Petra Soesemann’s Conjunctions, installation view, photo courtesy of Praxis

The subtle patterns and collage-like layers of Petra Soesemann’s textile-based works are like core samples, skimmed or extracted from a not-quite-physical dimension found near the frontiers of memory and human understanding. At the same time, they read as desirable, touchable, and the tension between these qualities lends them a lapidary oscillation – like precious stones seen in a shallow lake. In the variety of her abstract compositions on display in her solo show Conjunctions at Praxis Gallery, the Cleveland Institute of Art professor’s fascination with woven materials also mixes with other preoccupations — sensual, geographical, and astronomical. Soesemann’s familiarity with Moorish architecture comes into play as the imaginative source of the exhibit’s largest installation. Inspired in part by a 2005 artist’s residency in southern Spain, semi-transparent hanging draperies form a floor-to-ceiling moveable complex of temporary arches. Visible from the street through Praxis’ long, high display windows, the staggered rows of pale white arches transform a portion of the gallery, suggesting the intimate outlines of an exotic, yet math-inspired tradition.

In general Soeseman’s images use shimmer and bent or fragmented form to unfold elegant colors from a dimension of self-interrogating flatness, sometimes evoking the missteps and syncopations that save reality from perfection. “Contraction #2” recombines geometrically shaped sections of moiré-rippled satin-ish material, to make a shape that bends vertiginously in the middle, almost as if someone had punched it in the stomach. The artist searches for the far edges of our solid, daily world, where ultimate structures and metaphysical laws wink into view. At times the sleek, post-human fineness of facture and tonal subtlety of these hybrid forms also reads as futuristic, transcribing a vision of otherworldly structures.

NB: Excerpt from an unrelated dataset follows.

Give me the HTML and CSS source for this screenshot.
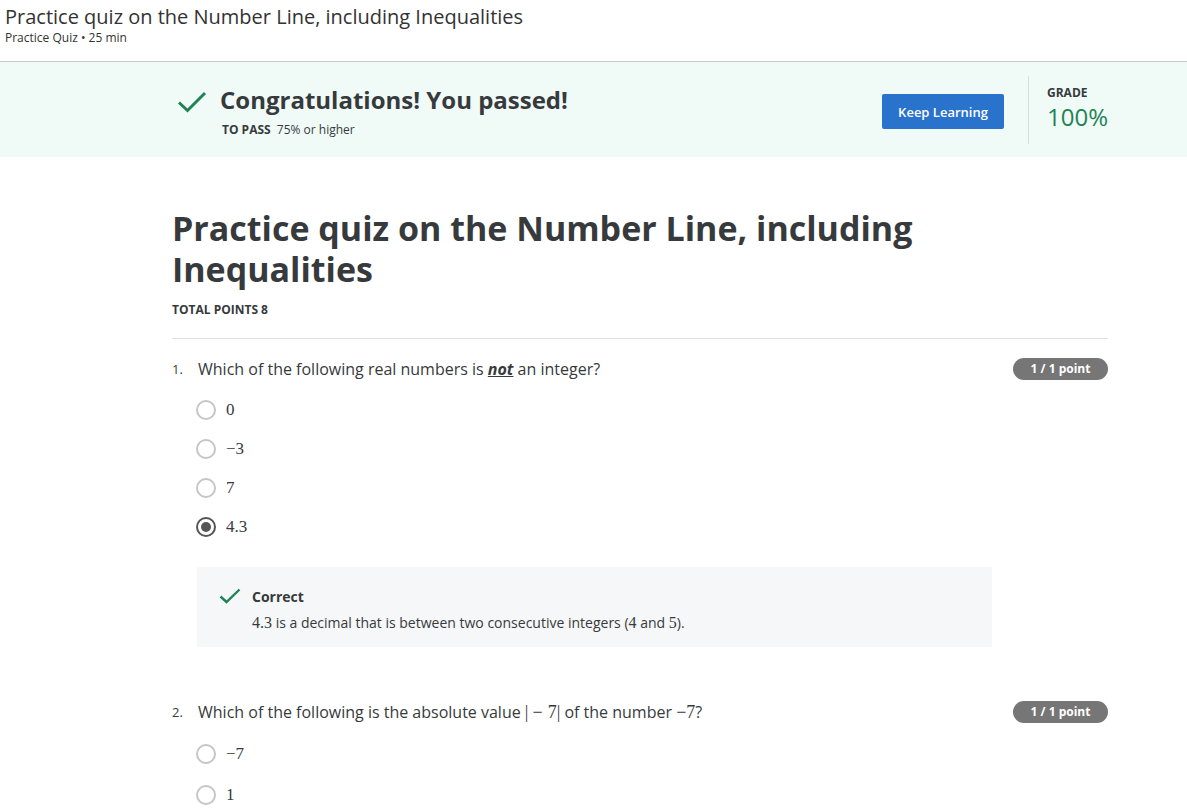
FILE: index.html
```html
<!DOCTYPE html>
<html>
<head>
<meta charset="utf-8">
<link rel="stylesheet" href="styles.css">
</head>
<body>
<header class="top">
  <div class="top-title">Practice quiz on the Number Line, including Inequalities</div>
  <div class="top-sub">Practice Quiz • 25 min</div>
</header>
<section class="banner">
  <div class="banner-inner">
    <svg class="banner-check" width="30" height="22" viewBox="0 0 30 22"><path d="M2 11.5 L10.5 19.5 L28 2" fill="none" stroke="#1f8354" stroke-width="3"/></svg>
    <div class="banner-text">
      <div class="banner-title">Congratulations! You passed!</div>
      <div class="banner-pass"><b>TO PASS</b> 75% or higher</div>
    </div>
    <button class="btn">Keep Learning</button>
    <div class="divider"></div>
    <div class="grade">
      <div class="grade-label">GRADE</div>
      <div class="grade-value">100%</div>
    </div>
  </div>
</section>
<main class="content">
  <h1 class="quiz-title">Practice quiz on the Number Line, including Inequalities</h1>
  <div class="total">TOTAL POINTS 8</div>
  <hr class="rule">
  <div class="question">
    <div class="q-head">
      <span class="q-num">1.</span>
      <span class="q-text">Which of the following real numbers is <em class="not">not</em> an integer?</span>
      <span class="badge">1 / 1 point</span>
    </div>
    <ul class="options">
      <li class="option"><span class="radio"></span><span class="math">0</span></li>
      <li class="option"><span class="radio"></span><span class="math">−3</span></li>
      <li class="option"><span class="radio"></span><span class="math">7</span></li>
      <li class="option"><span class="radio checked"></span><span class="math">4.3</span></li>
    </ul>
    <div class="feedback">
      <svg class="fb-check" width="22" height="16" viewBox="0 0 22 16"><path d="M1.5 8.5 L7.5 14 L20.5 1.5" fill="none" stroke="#1f8354" stroke-width="2.4"/></svg>
      <div class="fb-body">
        <div class="fb-title">Correct</div>
        <div class="fb-text"><span class="math">4.3</span> is a decimal that is between two consecutive integers (<span class="math">4</span> and <span class="math">5</span>).</div>
      </div>
    </div>
  </div>
  <div class="question q2">
    <div class="q-head">
      <span class="q-num">2.</span>
      <span class="q-text">Which of the following is the absolute value <span class="math">|<span class="bin">−</span>7|</span> of the number <span class="math">−7</span>?</span>
      <span class="badge">1 / 1 point</span>
    </div>
    <ul class="options">
      <li class="option"><span class="radio"></span><span class="math">−7</span></li>
      <li class="option"><span class="radio"></span><span class="math">1</span></li>
    </ul>
  </div>
</main>
</body>
</html>
```
FILE: styles.css
```css
* { box-sizing: border-box; }
html, body { margin: 0; padding: 0; }
body {
  font-family: "Open Sans", "Liberation Sans", sans-serif;
  color: #373a3c;
  background: #fff;
  width: 1187px;
  overflow: hidden;
}
.top {
  height: 62px;
  padding: 3px 5px 0;
  border-bottom: 1px solid #c8c8c8;
}
.top-title {
  font-size: 20px;
  line-height: 27px;
  color: #333;
}
.top-sub {
  font-size: 12px;
  line-height: 16px;
  color: #333;
}
.banner {
  background: #f0faf7;
  height: 95px;
}
.banner-inner {
  display: flex;
  align-items: flex-start;
  margin-left: 177px;
  width: 931px;
  height: 100%;
}
.banner-check { margin-top: 29px; flex: none; }
.banner-text { margin-left: 13px; margin-top: 22px; flex: 1; }
.banner-title {
  font-size: 24px;
  font-weight: 700;
  line-height: 32px;
  color: #373a3c;
}
.banner-pass {
  font-size: 12px;
  line-height: 16px;
  margin-top: 6px;
  margin-left: 2px;
}
.banner-pass b { margin-right: 3px; }
.btn {
  margin-top: 32px;
  width: 122px;
  height: 35px;
  background: #2a73cc;
  color: #fff;
  border: none;
  border-radius: 2px;
  font-family: "Open Sans", sans-serif;
  font-size: 13px;
  font-weight: 600;
  padding: 0;
}
.divider {
  margin-left: 24px;
  margin-top: 14px;
  width: 1px;
  height: 68px;
  background: #dcdcdc;
}
.grade { margin-left: 18px; margin-top: 23px; width: 61px; flex: none; }
.grade-label {
  font-size: 12px;
  font-weight: 700;
  line-height: 16px;
}
.grade-value {
  margin-top: 1px;
  font-size: 24px;
  line-height: 30px;
  color: #1f8354;
  white-space: nowrap;
}
.content {
  margin-left: 172px;
  width: 936px;
  padding-top: 51px;
}
.quiz-title {
  margin: 0;
  font-size: 34px;
  line-height: 41px;
  font-weight: 700;
  color: #373a3c;
  width: 760px;
}
.total {
  margin-top: 12px;
  font-size: 12px;
  font-weight: 700;
  line-height: 16px;
}
.rule {
  margin: 20px 0 0;
  border: none;
  border-top: 1px solid #e1e1e1;
}
.question { padding-top: 18px; }
.q2 { padding-top: 53px; }
.q-head {
  display: flex;
  align-items: center;
  height: 23px;
}
.q-num {
  font-size: 13px;
  width: 26px;
}
.q-text {
  flex: 1;
  font-size: 16px;
}
.not {
  font-weight: 700;
  font-style: italic;
  text-decoration: underline;
}
.badge {
  width: 95px;
  height: 22px;
  border-radius: 11px;
  background: #767676;
  color: #fff;
  font-size: 12px;
  font-weight: 700;
  text-align: center;
  line-height: 22px;
}
.math {
  font-family: "Liberation Serif", serif;
  font-size: 17px;
}
.q-text .math { font-size: 18px; }
.bin { margin: 0 5px 0 4px; }
.options {
  list-style: none;
  margin: 0;
  padding: 20px 0 0 24px;
  display: flex;
  flex-direction: column;
  gap: 19px;
}
.q2 .options { padding-top: 21px; gap: 21px; }
.option {
  display: flex;
  align-items: center;
  gap: 10px;
  height: 20px;
}
.radio {
  width: 20px;
  height: 20px;
  border: 2px solid #c6c6c6;
  border-radius: 50%;
  flex: none;
  position: relative;
}
.radio.checked {
  border: 2px solid #555;
}
.radio.checked::after {
  content: "";
  position: absolute;
  left: 3px;
  top: 3px;
  width: 10px;
  height: 10px;
  border-radius: 50%;
  background: #555;
}
.feedback {
  margin: 30px 0 0 25px;
  width: 795px;
  height: 80px;
  background: #f5f7f8;
  display: flex;
  padding: 21px 0 0 22px;
}
.fb-check { flex: none; }
.fb-body { margin-left: 11px; margin-top: -1px; }
.fb-title {
  font-size: 14px;
  font-weight: 700;
  line-height: 20px;
}
.fb-text {
  margin-top: 7px;
  font-size: 14px;
  line-height: 18px;
}
.fb-text .math { font-size: 16px; }
```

Petra Soesemann, Grid Study for Saturn’s Hexagon

Soesemann’s five foot square “Saturn’s Hexagon”, which dominates Praxis’ rear gallery wall, seems wound tightly across cosmic seams, zipping and unzipping space. “Hexagon” and a number of smaller studies called the “Grid Series” displayed nearby are meditations or extrapolations suggested by Hubble Space telescope’s images, showing a perfectly symmetrical six-sided storm located near Saturn’s north pole. First discovered in 1986 and later observed at close hand by the Cassini-Huygens space probe, the natural phenomenon is regarded as one of the most remarkable ongoing formations to be found in our solar system. During the period of Cassini’s observations the storm, which is larger across than Earth’s diameter, shifted in color from a bluish range to a more golden tint, but its dimensions have remained as stable as a figure in a text book. Astrophysicists are still at a loss to fully explain the cause of this enormous atmospheric event, thought to be hundreds of miles deep, but the spectacle is like a vision from a Platonic realm of ideal forms. It’s certainly no wonder Soesemann finds it a perfect fit for her work.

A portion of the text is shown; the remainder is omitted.